Carver's stories are often unresolved, leaving you hanging to try and make sense of what has just taken place or what was about to happen. I do try to include some of these aspects in my own work, but I don’t profess to be able to convey the complexities or the progression of narrative that is possible in the written short story within the single still image. What I try to evoke is some of the "feeling" I get when I read his work. It doesn't necessarily translate in every picture, but more as an overarching sense for the series of pictures.
Joe © Graham Miller
AS: Sometimes people are downright angry when they learn my Domesticated photos are staged. Do you feel any push back from people when they discover your images are constructed? Why do you think people have such a hard time allowing for the personal vision and imagination of a photographer compared to a painter, musician or writer?GM: I've not got the downright angry reaction...more like a kind of knowing, dismissive sigh. I guess the reason people have such a hard time with the constructed image is that for them it somehow feels like cheating. They still believe that because the photograph so closely resembles reality that somehow it must also be "true". For me photography is much like writing- in the sense that you can approach writing about a subject or photographing it as fiction or non-fiction. Both are equally valid, and both are able to speak of the human experience in a moving and profound way. It does puzzle me when people go on about it. It just doesn't feel the right approach for me to work in a traditional photojournalistic sense.
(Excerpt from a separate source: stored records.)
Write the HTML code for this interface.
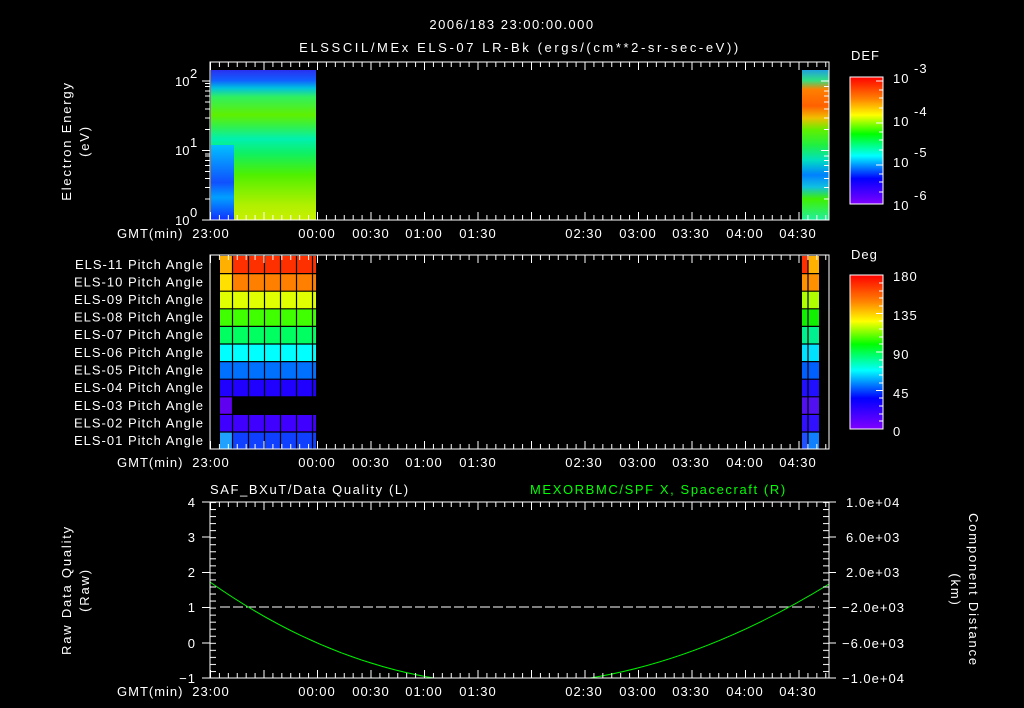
<!DOCTYPE html>
<html><head><meta charset="utf-8"><style>
html,body{margin:0;padding:0;background:#000;width:1024px;height:708px;overflow:hidden}
svg{display:block}
text{font-family:"Liberation Sans",sans-serif;fill:#fff;font-size:13px;letter-spacing:1px}
</style></head><body>
<svg width="1024" height="708" viewBox="0 0 1024 708" xmlns="http://www.w3.org/2000/svg">
<defs>
<pattern id="tkTop" x="210" y="0" width="8.917" height="10" patternUnits="userSpaceOnUse"><line x1="0.5" y1="0" x2="0.5" y2="10" stroke="#fff" stroke-width="1"/></pattern>
<pattern id="tkMaj" x="210" y="0" width="53.5" height="20" patternUnits="userSpaceOnUse"><line x1="0.5" y1="0" x2="0.5" y2="20" stroke="#fff" stroke-width="1"/></pattern>
<pattern id="tkV" x="0" y="502" width="10" height="7.04" patternUnits="userSpaceOnUse"><line x1="0" y1="0.5" x2="10" y2="0.5" stroke="#fff"/></pattern>
<linearGradient id="specL" x1="0" y1="0" x2="0" y2="1">
<stop offset="0" stop-color="#2a30f0"/><stop offset="0.07" stop-color="#1060ff"/><stop offset="0.12" stop-color="#00c0e0"/><stop offset="0.18" stop-color="#30f060"/><stop offset="0.3" stop-color="#60f000"/><stop offset="0.38" stop-color="#30f050"/><stop offset="0.46" stop-color="#00f0b0"/><stop offset="0.56" stop-color="#10f060"/><stop offset="0.7" stop-color="#50f000"/><stop offset="0.9" stop-color="#b0f000"/><stop offset="1" stop-color="#c8f000"/></linearGradient>
<linearGradient id="specS" x1="0" y1="0" x2="0" y2="1"><stop offset="0" stop-color="#00c0ff"/><stop offset="0.5" stop-color="#1050ff"/><stop offset="0.7" stop-color="#00a0ff"/><stop offset="1" stop-color="#1030ff"/></linearGradient>
<linearGradient id="specR" x1="0" y1="0" x2="0" y2="1">
<stop offset="0" stop-color="#20a0e0"/><stop offset="0.07" stop-color="#30e080"/><stop offset="0.13" stop-color="#ff8000"/><stop offset="0.24" stop-color="#ff6000"/><stop offset="0.32" stop-color="#f0c000"/><stop offset="0.4" stop-color="#60f000"/><stop offset="0.5" stop-color="#20f040"/><stop offset="0.6" stop-color="#00e0c0"/><stop offset="0.7" stop-color="#0080ff"/><stop offset="0.78" stop-color="#10c0e0"/><stop offset="0.86" stop-color="#40f000"/><stop offset="1" stop-color="#20f0a0"/></linearGradient>
<linearGradient id="rb" x1="0" y1="0" x2="0" y2="1">
<stop offset="0" stop-color="#ff0000"/><stop offset="0.17" stop-color="#ff8000"/><stop offset="0.3" stop-color="#ffff00"/><stop offset="0.45" stop-color="#00ff00"/><stop offset="0.62" stop-color="#00ffff"/><stop offset="0.8" stop-color="#0000ff"/><stop offset="1" stop-color="#8000ff"/></linearGradient>
<clipPath id="bclip"><rect x="210" y="502" width="619" height="176"/></clipPath>
</defs>

<text x="512" y="29" text-anchor="middle" font-size="17" style="letter-spacing:1.5px">2006/183 23:00:00.000</text>
<text x="520" y="52" text-anchor="middle" font-size="17" style="letter-spacing:2.6px">ELSSCIL/MEx ELS-07 LR-Bk  (ergs/(cm**2-sr-sec-eV))</text>

<rect x="211" y="70" width="105" height="150" fill="url(#specL)"/>
<rect x="211" y="145" width="23" height="75" fill="url(#specS)"/>
<rect x="802" y="70" width="27" height="150" fill="url(#specR)"/>
<rect x="210" y="62" width="619" height="158" fill="none" stroke="#fff"/>
<rect x="210" y="62" width="619" height="5" fill="url(#tkTop)"/>
<rect x="210" y="62" width="619" height="8" fill="url(#tkMaj)"/>
<rect x="210" y="215" width="619" height="5" fill="url(#tkTop)"/>
<rect x="210" y="212" width="619" height="8" fill="url(#tkMaj)"/>
<g stroke="#fff">
<line x1="202" y1="220" x2="210" y2="220"/><line x1="202" y1="150.5" x2="210" y2="150.5"/><line x1="202" y1="81" x2="210" y2="81"/>
<path d="M205 199h5M205 187.5h5M205 178.5h5M205 171.5h5M205 165.5h5M205 160.5h5M205 156h5M205 154h5M205 129.5h5M205 118h5M205 109h5M205 102h5M205 96h5M205 91h5M205 86.5h5M205 83.5h5"/>
<path d="M821 81h8M821 150.5h8M824 129.5h5M824 118h5M824 109h5M824 102h5M824 96h5M824 91h5M824 86.5h5M824 199h5M824 187.5h5M824 178.5h5M824 171.5h5M824 165.5h5M824 160.5h5M824 156h5"/>
</g>
<text x="175" y="225" font-size="13" style="letter-spacing:0">10</text><text x="190" y="217" font-size="9">0</text>
<text x="175" y="155" font-size="13" style="letter-spacing:0">10</text><text x="190" y="147" font-size="9">1</text>
<text x="175" y="86" font-size="13" style="letter-spacing:0">10</text><text x="190" y="78" font-size="9">2</text>
<text transform="translate(71,141) rotate(-90)" text-anchor="middle" font-size="14" style="letter-spacing:1.8px">Electron Energy</text>
<text transform="translate(89,141) rotate(-90)" text-anchor="middle" font-size="14" style="letter-spacing:1.8px">(eV)</text>
<g font-size="13">
<text x="117" y="238">GMT(min)</text>
<text x="211" y="238" text-anchor="middle">23:00</text>
<text x="317" y="238" text-anchor="middle">00:00</text>
<text x="371" y="238" text-anchor="middle">00:30</text>
<text x="424" y="238" text-anchor="middle">01:00</text>
<text x="478" y="238" text-anchor="middle">01:30</text>
<text x="584" y="238" text-anchor="middle">02:30</text>
<text x="638" y="238" text-anchor="middle">03:00</text>
<text x="691" y="238" text-anchor="middle">03:30</text>
<text x="745" y="238" text-anchor="middle">04:00</text>
<text x="798" y="238" text-anchor="middle">04:30</text>
</g>
<text x="851" y="60" font-size="16">DEF</text>
<rect x="850" y="77" width="33" height="127" fill="url(#rb)" stroke="#fff"/>
<g stroke="#fff"><path d="M876 81h7M876 123h7M876 165h7M879 90h4M879 98h4M879 108h4M879 132h4M879 140h4M879 150h4M879 174h4M879 182h4M879 192h4"/></g>
<g font-size="17"><text x="893" y="83">10</text><text x="914" y="73" font-size="11">-3</text>
<text x="893" y="126">10</text><text x="914" y="116" font-size="11">-4</text>
<text x="893" y="167">10</text><text x="914" y="157" font-size="11">-5</text>
<text x="893" y="210">10</text><text x="914" y="200" font-size="11">-6</text></g>

<g>
<rect x="220" y="256" width="96" height="17.6" fill="#ff3000"/>
<rect x="220" y="273.6" width="96" height="17.6" fill="#ff8000"/>
<rect x="220" y="291.2" width="96" height="17.6" fill="#e0ff00"/>
<rect x="220" y="308.8" width="96" height="17.6" fill="#40ff00"/>
<rect x="220" y="326.4" width="96" height="17.6" fill="#00ff60"/>
<rect x="220" y="344" width="96" height="17.6" fill="#00ffff"/>
<rect x="220" y="361.6" width="96" height="17.6" fill="#0070ff"/>
<rect x="220" y="379.2" width="96" height="17.6" fill="#2000ff"/>
<rect x="220" y="396.8" width="12" height="17.6" fill="#6000f0"/>
<rect x="220" y="414.4" width="96" height="17.6" fill="#4000ff"/>
<rect x="220" y="432" width="96" height="17" fill="#1040ff"/>
<rect x="220" y="256" width="12" height="17.6" fill="#ffb000"/>
<rect x="220" y="273.6" width="12" height="17.6" fill="#ffe000"/>
<rect x="220" y="432" width="12" height="17" fill="#20a0ff"/>
<g stroke="#000" stroke-width="1.2"><path d="M232.5 256V449M248.5 256V449M264.5 256V449M280.5 256V449M296.5 256V449M312.5 256V449"/>
<path d="M220 273.6h96M220 291.2h96M220 308.8h96M220 326.4h96M220 344h96M220 361.6h96M220 379.2h96M220 396.8h96M220 414.4h96M220 432h96"/></g>
<rect x="232.6" y="397.4" width="84" height="16.6" fill="#000"/>
</g>
<g>
<rect x="802" y="256" width="17" height="193" fill="#000"/>
<rect x="802" y="256" width="6" height="17.6" fill="#ff3000"/><rect x="808" y="256" width="11" height="17.6" fill="#ffb000"/>
<rect x="802" y="273.6" width="17" height="17.6" fill="#ff9000"/>
<rect x="802" y="291.2" width="17" height="17.6" fill="#b0ff00"/>
<rect x="802" y="308.8" width="17" height="17.6" fill="#10f000"/>
<rect x="802" y="326.4" width="17" height="17.6" fill="#00f090"/>
<rect x="802" y="344" width="17" height="17.6" fill="#00e0ff"/>
<rect x="802" y="361.6" width="17" height="17.6" fill="#0060ff"/>
<rect x="802" y="379.2" width="17" height="17.6" fill="#2010ff"/>
<rect x="802" y="396.8" width="17" height="17.6" fill="#5010f0"/>
<rect x="802" y="414.4" width="17" height="17.6" fill="#3010ff"/>
<rect x="802" y="432" width="6" height="17" fill="#2050ff"/><rect x="808" y="432" width="11" height="17" fill="#1080ff"/>
<g stroke="#000" stroke-width="1.2"><path d="M808 256V449M802 273.6h17M802 291.2h17M802 308.8h17M802 326.4h17M802 344h17M802 361.6h17M802 379.2h17M802 396.8h17M802 414.4h17M802 432h17"/></g>
</g>
<rect x="210" y="255" width="619" height="194" fill="none" stroke="#fff"/>
<rect x="210" y="255" width="619" height="5" fill="url(#tkTop)"/>
<rect x="210" y="255" width="619" height="8" fill="url(#tkMaj)"/>
<rect x="210" y="444" width="619" height="5" fill="url(#tkTop)"/>
<rect x="210" y="441" width="619" height="8" fill="url(#tkMaj)"/>
<g font-size="13" text-anchor="end" style="letter-spacing:1.1px">
<text x="204" y="269">ELS-11 Pitch Angle</text>
<text x="204" y="286.5">ELS-10 Pitch Angle</text>
<text x="204" y="304">ELS-09 Pitch Angle</text>
<text x="204" y="321.5">ELS-08 Pitch Angle</text>
<text x="204" y="339">ELS-07 Pitch Angle</text>
<text x="204" y="357">ELS-06 Pitch Angle</text>
<text x="204" y="374.5">ELS-05 Pitch Angle</text>
<text x="204" y="392">ELS-04 Pitch Angle</text>
<text x="204" y="410">ELS-03 Pitch Angle</text>
<text x="204" y="427.5">ELS-02 Pitch Angle</text>
<text x="204" y="445">ELS-01 Pitch Angle</text>
</g>
<g font-size="13">
<text x="117" y="467">GMT(min)</text>
<text x="211" y="467" text-anchor="middle">23:00</text>
<text x="317" y="467" text-anchor="middle">00:00</text>
<text x="371" y="467" text-anchor="middle">00:30</text>
<text x="424" y="467" text-anchor="middle">01:00</text>
<text x="478" y="467" text-anchor="middle">01:30</text>
<text x="584" y="467" text-anchor="middle">02:30</text>
<text x="638" y="467" text-anchor="middle">03:00</text>
<text x="691" y="467" text-anchor="middle">03:30</text>
<text x="745" y="467" text-anchor="middle">04:00</text>
<text x="798" y="467" text-anchor="middle">04:30</text>
</g>
<text x="851" y="259" font-size="16">Deg</text>
<rect x="850" y="275" width="33" height="154" fill="url(#rb)" stroke="#fff"/>
<g stroke="#fff"><path d="M876 313.5h7M876 352h7M876 390.5h7M879 283h4M879 291h4M879 298h4M879 306h4M879 321h4M879 329h4M879 337h4M879 344h4M879 360h4M879 367h4M879 375h4M879 383h4M879 398h4M879 406h4M879 414h4M879 421h4"/></g>
<g font-size="16"><text x="893" y="281">180</text><text x="893" y="320">135</text><text x="893" y="359">90</text><text x="893" y="398">45</text><text x="893" y="436">0</text></g>

<text x="210" y="494" font-size="15" style="letter-spacing:1.6px">SAF_BXuT/Data Quality (L)</text>
<text x="530" y="494" font-size="15" style="fill:#00ff00;letter-spacing:1.6px">MEXORBMC/SPF X, Spacecraft (R)</text>
<line x1="220" y1="607" x2="819" y2="607" stroke="#fff" stroke-dasharray="10,3"/>
<g clip-path="url(#bclip)"><path d="M210 582 Q 500 786 829 584" fill="none" stroke="#00ee00" stroke-width="1"/></g>
<rect x="210" y="502" width="619" height="176" fill="none" stroke="#fff"/>
<rect x="210" y="502" width="619" height="5" fill="url(#tkTop)"/>
<rect x="210" y="502" width="619" height="8" fill="url(#tkMaj)"/>
<rect x="210" y="673" width="619" height="5" fill="url(#tkTop)"/>
<rect x="210" y="670" width="619" height="8" fill="url(#tkMaj)"/>
<rect x="210" y="502" width="6" height="176" fill="url(#tkV)"/>
<rect x="823" y="502" width="6" height="176" fill="url(#tkV)"/>
<g stroke="#fff"><path d="M202 502h8M202 537h8M202 572.5h8M202 607.5h8M202 643h8M202 678h8M829 502h7M829 537h7M829 572.5h7M829 607.5h7M829 643h7M829 678h7"/></g>
<g font-size="13" text-anchor="end"><text x="196" y="507">4</text><text x="196" y="542">3</text><text x="196" y="577">2</text><text x="196" y="612">1</text><text x="196" y="648">0</text><text x="196" y="683">−1</text></g>
<g font-size="13"><text x="846" y="507">1.0e+04</text><text x="846" y="542">6.0e+03</text><text x="846" y="577">2.0e+03</text><text x="842" y="612">−2.0e+03</text><text x="842" y="648">−6.0e+03</text><text x="842" y="683">−1.0e+04</text></g>
<text transform="translate(71,590) rotate(-90)" text-anchor="middle" font-size="14" style="letter-spacing:1.8px">Raw Data Quality</text>
<text transform="translate(89,590) rotate(-90)" text-anchor="middle" font-size="14" style="letter-spacing:1.8px">(Raw)</text>
<text transform="translate(969,590) rotate(90)" text-anchor="middle" font-size="14" style="letter-spacing:1.8px">Component Distance</text>
<text transform="translate(951,590) rotate(90)" text-anchor="middle" font-size="14" style="letter-spacing:1.8px">(km)</text>
<g font-size="13">
<text x="117" y="696">GMT(min)</text>
<text x="211" y="696" text-anchor="middle">23:00</text>
<text x="317" y="696" text-anchor="middle">00:00</text>
<text x="371" y="696" text-anchor="middle">00:30</text>
<text x="424" y="696" text-anchor="middle">01:00</text>
<text x="478" y="696" text-anchor="middle">01:30</text>
<text x="584" y="696" text-anchor="middle">02:30</text>
<text x="638" y="696" text-anchor="middle">03:00</text>
<text x="691" y="696" text-anchor="middle">03:30</text>
<text x="745" y="696" text-anchor="middle">04:00</text>
<text x="798" y="696" text-anchor="middle">04:30</text>
</g>
</svg>
</body></html>
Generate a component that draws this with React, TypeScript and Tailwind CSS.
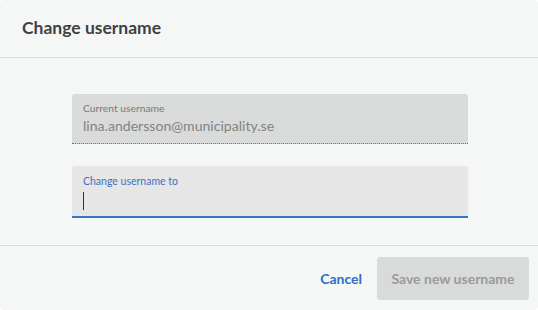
export default function App() {
  return (
    <div className="w-[538px] h-[310px] bg-[#f5f6f6] rounded-[4px] overflow-hidden flex flex-col font-['Lato','Noto_Sans',sans-serif]">
      <div className="h-[58px] border-b border-[#d9dada] flex items-center px-[22px]">
        <h1 className="text-[17.5px] font-bold text-[#3f4144]">Change username</h1>
      </div>
      <div className="flex-1 flex flex-col gap-[22px] pl-[72px] pr-[70px] pt-[36px]">
        <div className="h-[50px] bg-[#d9dada] rounded-t-[3px] border-b border-dotted border-[#6f6f6f] px-[11px] pt-[7px]">
          <div className="text-[10.3px] leading-[14px] text-[#7a7a7a]">Current username</div>
          <div className="text-[14.1px] leading-[22px] text-[#838383]">lina.andersson@municipality.se</div>
        </div>
        <div className="h-[52px] bg-[#e6e6e6] rounded-t-[3px] border-b-2 border-[#3b73c4] px-[11px] pt-[8px]">
          <div className="text-[10.5px] leading-[14px] text-[#3a72c2]">Change username to</div>
          <div className="mt-[4px] w-px h-[18px] bg-[#333]" />
        </div>
      </div>
      <div className="h-[65px] border-t border-[#d9dada] flex items-center justify-end gap-[15px] pr-[9px]">
        <button className="text-[14px] font-bold text-[#2f6ec0]">Cancel</button>
        <button className="w-[152px] h-[43px] rounded-[3px] bg-[#d9dada] text-[14px] font-bold text-[#9b9b9b]">
          Save new username
        </button>
      </div>
    </div>
  );
}
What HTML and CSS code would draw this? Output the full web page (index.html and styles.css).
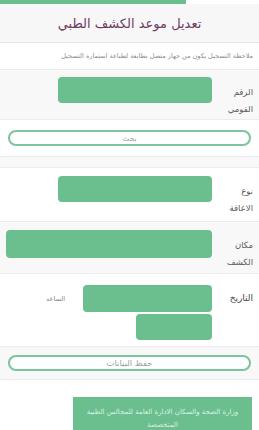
FILE: index.html
```html
<!DOCTYPE html>
<html lang="ar" dir="rtl">
<head>
  <meta charset="UTF-8" />
  <meta name="viewport" content="width=device-width, initial-scale=1.0"/>
  <title>تعديل موعد الكشف الطبي</title>
  <link rel="stylesheet" href="styles.css">
</head>
<body>

<div class="progress"><div class="progress-bar"></div></div>

<div class="header">
  <h1>تعديل موعد الكشف الطبي</h1>
</div>

<div class="note">ملاحظة التسجيل يكون من جهاز متصل بطابعة لطباعة استمارة التسجيل</div>

<div class="row row-gray row-national">
  <label>الرقم القومي</label>
  <div class="field field-national"></div>
</div>

<div class="row row-btn">
  <button type="button" class="btn-outline">بحث</button>
</div>

<div class="row row-gray row-empty"></div>

<div class="row row-disability">
  <label>نوع الاعاقة</label>
  <div class="field field-national"></div>
</div>

<div class="row row-gray row-place">
  <label>مكان الكشف</label>
  <div class="field field-place"></div>
</div>

<div class="row row-date">
  <label class="label-date">التاريخ</label>
  <div class="date-group">
    <div class="field field-date"></div>
    <span class="time-label">الساعه</span>
    <div class="field field-time"></div>
  </div>
</div>

<div class="row row-gray row-btn row-save">
  <button type="button" class="btn-outline btn-save">حفظ البيانات</button>
</div>

<div class="footer">
  <div class="footer-box">وزارة الصحة والسكان الادارة العامة للمجالس الطبية المتخصصة</div>
</div>

</body>
</html>
```

FILE: styles.css
```css
body {
  margin: 0;
  direction: rtl;
  font-family: "DejaVu Sans", sans-serif;
  background: #fff;
}

.progress {
  direction: ltr;
  height: 4px;
  background: #fff;
}

.progress-bar {
  width: 186px;
  height: 4px;
  background: #6bbf8e;
}

.header {
  height: 38px;
  background: #f7f7f7;
  border-bottom: 1px solid #e8e8e8;
  display: flex;
  align-items: center;
  justify-content: center;
}

h1 {
  margin: 0;
  font-size: 13px;
  font-weight: normal;
  color: #6e3b62;
}

.note {
  height: 26px;
  padding: 0 6px;
  font-size: 6.5px;
  color: #8c8c8c;
  display: flex;
  align-items: center;
  border-bottom: 1px solid #ececec;
}

.row {
  display: flex;
  align-items: flex-start;
  padding: 7px 6px 0 6px;
  border-bottom: 1px solid #ececec;
  box-sizing: border-box;
}

.row-gray {
  background: #f8f8f8;
}

.row label {
  width: 41px;
  flex-shrink: 0;
  box-sizing: border-box;
  padding: 7px 0 0 10px;
  font-size: 8.5px;
  line-height: 17px;
  color: #5a5a5a;
}

.field {
  background: #6bbf8e;
  border-radius: 4px;
}

.row-national { height: 50px; }
.row-disability { height: 54px; padding-top: 8px; }
.row-place { height: 52px; padding-top: 8px; }
.row-empty { height: 11px; padding: 0; }

.field-national {
  width: 154px;
  height: 26px;
}

.field-place {
  width: 206px;
  height: 28px;
}

.row-date {
  height: 73px;
  padding-top: 11px;
}

.row-date .label-date {
  padding-top: 5px;
  color: #444;
  font-size: 9px;
}

.date-group {
  width: 206px;
  display: flex;
  flex-wrap: wrap;
  align-items: center;
}

.field-date {
  width: 129px;
  height: 27px;
}

.time-label {
  margin-right: 18px;
  font-size: 6.5px;
  color: #888;
}

.field-time {
  width: 76px;
  height: 26px;
  margin-top: 2px;
}

.row-btn {
  height: 37px;
  padding: 10px 8px 0 8px;
}

.row-save {
  height: 33px;
  padding-top: 8px;
}

.btn-outline {
  width: 100%;
  height: 16px;
  padding: 0;
  border: 2px solid #7dc39c;
  border-radius: 9px;
  background: #fff;
  font-family: "DejaVu Sans", sans-serif;
  font-size: 7.5px;
  color: #a0a0a0;
}

.btn-save {
  font-size: 8.5px;
}

.footer {
  padding: 17px 7px 0 7px;
}

.footer-box {
  width: 179px;
  height: 40px;
  box-sizing: border-box;
  padding: 9px 10px 0 10px;
  background: #6bbf8e;
  color: #dcf1e4;
  font-size: 7px;
  line-height: 13px;
  text-align: center;
}
```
I came across an edition of Carver short stories last year that included an introduction that I hadn't seen before. In it Carver quotes V.S. Pritchett’s description of the short story as “something glimpsed from the corner of the eye, in passing. First the glimpse, the glimpse given life, turned into something that will illuminate the moment and just maybe lock it indelibly into the reader’s consciousness." This is pretty much how the images come about for me. It's often the setting that I see first - the red interior of a friend's car, the morning light falling on the bed, or the pool of light from a streetlamp for instance- and then later I imagine what characters could be inserted into this scene, to create the emotion that I’m looking for and revisit it when I've worked it out.
Frank © Graham Miller
AS: I sense a strong connection to Philip-Lorca diCorcia in your work. Did his photographs influence you in any way? GM: Yes, I'm familiar with diCorcia's pictures and I think his work is great. I came across the yellow covered book of his some years ago and liked his cinematic use of light and the way he was able to subvert the documentary tradition and instill a kind of theatricality and artifice to his subject matter. He is one of the people who I identified with that was able to challenge the idea of photographic truth in a way that was still visually interesting. His work is one of many influences on me. You absorb bits and pieces and try to form your own way. I also think about Diane Arbus, Stephen Shore, William Eggleston, Edward Hopper and filmmakers like Paul Thomas Anderson and Ray Lawrence who made the wonderful Australian film Lantana. I don't know why, but it's the work that has a melancholy feel about it that I'm drawn to. If I think about the films that have impressed me the most they are predominantly sad, but impressive movies. There aren't many comedies in there.
Alice © Graham Miller
AS: You are Australian, but your Suburban Splendor images feel American to me. I don't know what that means exactly, but there is an expansiveness to the frame and an underlying sense of hope in the subjects that I associate with the American experience. Are you recreating an American identity you have experienced through film and literature or are you imagining a more universal suburban identity?GM: I think you're right; there is something "American" about the images. Perhaps it's in the style, I don't know. Its not something that I consciously seek out to do, but I suppose its inevitable when so many of my influences are American- whether it's film, photographic or literary.
I was born in Hong Kong and didn't come to live in Australia till I was ten years old. In Hong Kong my brother and I lived on a staple diet of American films and television. We used to like to watch all those cop shows like Kojak, The Night Stalker, Colombo, Starsky and Hutch, and Baretta. And cheesy comedies like The Brady Bunch and The Partridge Family. We'd go and see B-grade car chase movies at the cinema like Dirty Mary, Crazy Larry and Vanishing Point. There was a lot of British TV also, but for me it was the American shows that I liked the best. So in my youth a lot of imagery from the screen that I identified with was American. That attraction has stayed with me. Having said that there are a lot of similarities between Australian suburbia and American suburbia. I guess in the end it's some kind of a blend.